Zonas rojas: fábricas de víctimas y crimen

La solución de algunas causas de migración no se pinta como física nuclear

En Centroamérica, algunos de los vecindarios más pobres son fábricas de estadísticas delictivas. Es absurdo asumir que toda persona pobre es un delincuente en potencia. Pero es necesario reconocer que los niños y adolescentes en las zonas pobres son un blanco vulnerable de las pandillas, que los criminalizan o victimizan. Las evidencias están en todas partes y no son nuevas.

Según autoridades en Guatemala, que trabajan en la rehabilitación de menores de edad que delinquen, los niños o adolescentes se unen a las pandillas por protección. Prefieren criminalizarse que ser víctimas. No creen que les van a proteger de verdad, sino prefieren (por sobria decisión propia) que la pandilla los agreda para admitirles en sus filas, a que les agreda a la fuerza, les asesine, o que obligue a su familia a huir del vecindario para evadir esa elección (muchas veces, con rumbo a EE.UU., si consiguen llegar, porque no tienen a dónde más ir). Para los muchachos, esto significa que los “brinquen”, que les salten encima y les den una paliza de bienvenida a la pandilla. Para las chicas significa aceptar tener relaciones sexuales con uno o varios líderes de la pandilla, en lugar de ser violadas y/o asesinadas. Estas son sus opciones—si se les puede llamar eso.

Estos niños y adolescentes están atrapados en una situación aún más vulnerable si en su casa hay dificultades económicas, violencia intrafamiliar, abuso de drogas o alcohol, o un fatal combo de dos o más de estas situaciones. En ocasiones, la tensión que causa la falta de dinero es detonante de las demás, aun si no es la causa principal.

Hace 15 años, el Banco Mundial publicó un estudio que concluía que a menor número de años de escolaridad promedio por país (en Latinoamérica), mayor el nivel de la violencia. La conclusión del estudio no sorprende. La pobreza en sí no causa el problema, sino la falta de acceso a oportunidades por medio de la educación, la falta de modelos positivos, la impunidad, y la injusticia.

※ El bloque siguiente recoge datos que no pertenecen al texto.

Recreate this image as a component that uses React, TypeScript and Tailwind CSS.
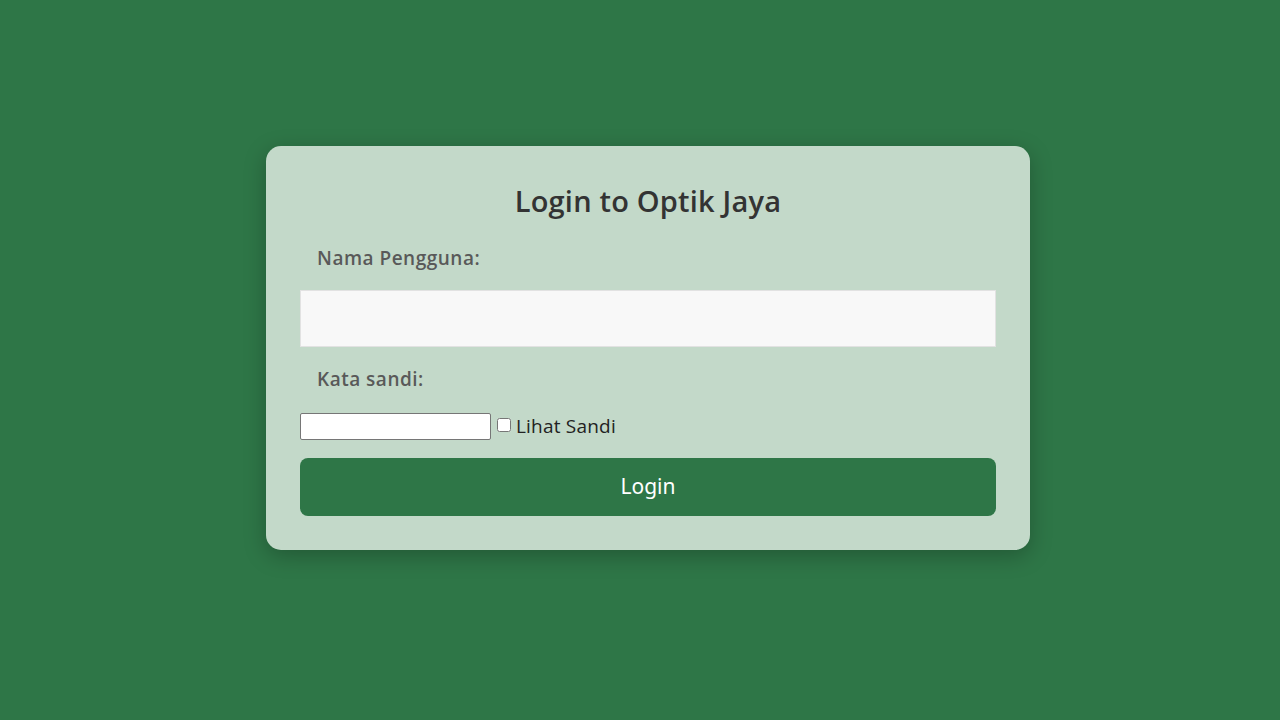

Un funcionario guatemalteco decía que la prensa muestra al pandillero como un criminal, y que muchas veces se trata de jóvenes que perdieron el camino y no saben cómo regresar. Habló de una joven de 20 años que en 2011 dejó un artefacto explosivo en un autobús que mató a nueve personas. “Ella decía, ‘Soy una estúpida’, ‘nunca debí estar en ese bus’, y que se había equivocado”, relató el funcionario. Aunque reconoció que esa equivocación la llevó justificadamente a la cárcel, no pudo evitar ver que aquella confundida joven parecía tener poco que ver con su imagen mediática de pandillera sanguinaria, pero en cambio sí parecía ser una joven sin una tabla de resonancia para medir las acciones que pensaba cometer. Nadie puede decir si estaría viva de haberse negado a cooperar con la pandilla, y si tenía opciones de huir a otro sitio, donde no tuviera que decidir entre morir o delinquir, o entre morir o migrar.

Así, la solución de algunas causas de migración no se pinta como física nuclear. Pero requiere planes de largo plazo, que los gobiernos centroamericanos no tienen la voluntad política de emprender. Es más fácil extender la mano, o pasar el sombrero en las reuniones en Washington, D.C., para pedir fondos a EE.UU. en el empleo de medidas cortoplacistas que nada resuelven. En Guatemala, se tiene el quinto gobierno desde que se firmó el Acuerdo de la Paz Firme y Duradera, que abanderaba, entre otras cosas, la importancia de las medidas preventivas. Lo machacaron asesores estadounidenses, españoles, chilenos, entre otros. Pero más de 15 años después se ve que las palabras cayeron en saco roto. Las autoridades prefieren apagar fuegos, atender lo urgente y rezagar lo importante, y funcionar cual bomberos.

Así se acaba en Guatemala con titulares como “Mujer asesinada de ocho balazos”, o “Chofer baleado en abdomen conduce hasta [hospital] con siete pasajeros heridos”, “49 choferes de autobús asesinados en ocho meses”, o que entre enero y el 1 de octubre han muerto 400 menores de edad en hechos violentos. Es decir, uno por día—1.4 para ser exactos. La mayoría de estos hechos ocurre en zonas rojas convertidas en fábricas de víctimas y criminales. Es como si el país—como sus vecinos, El Salvador y Honduras—se comiera a sí mismo, sin que haya una intención seria en los gobernantes para detener el proceso.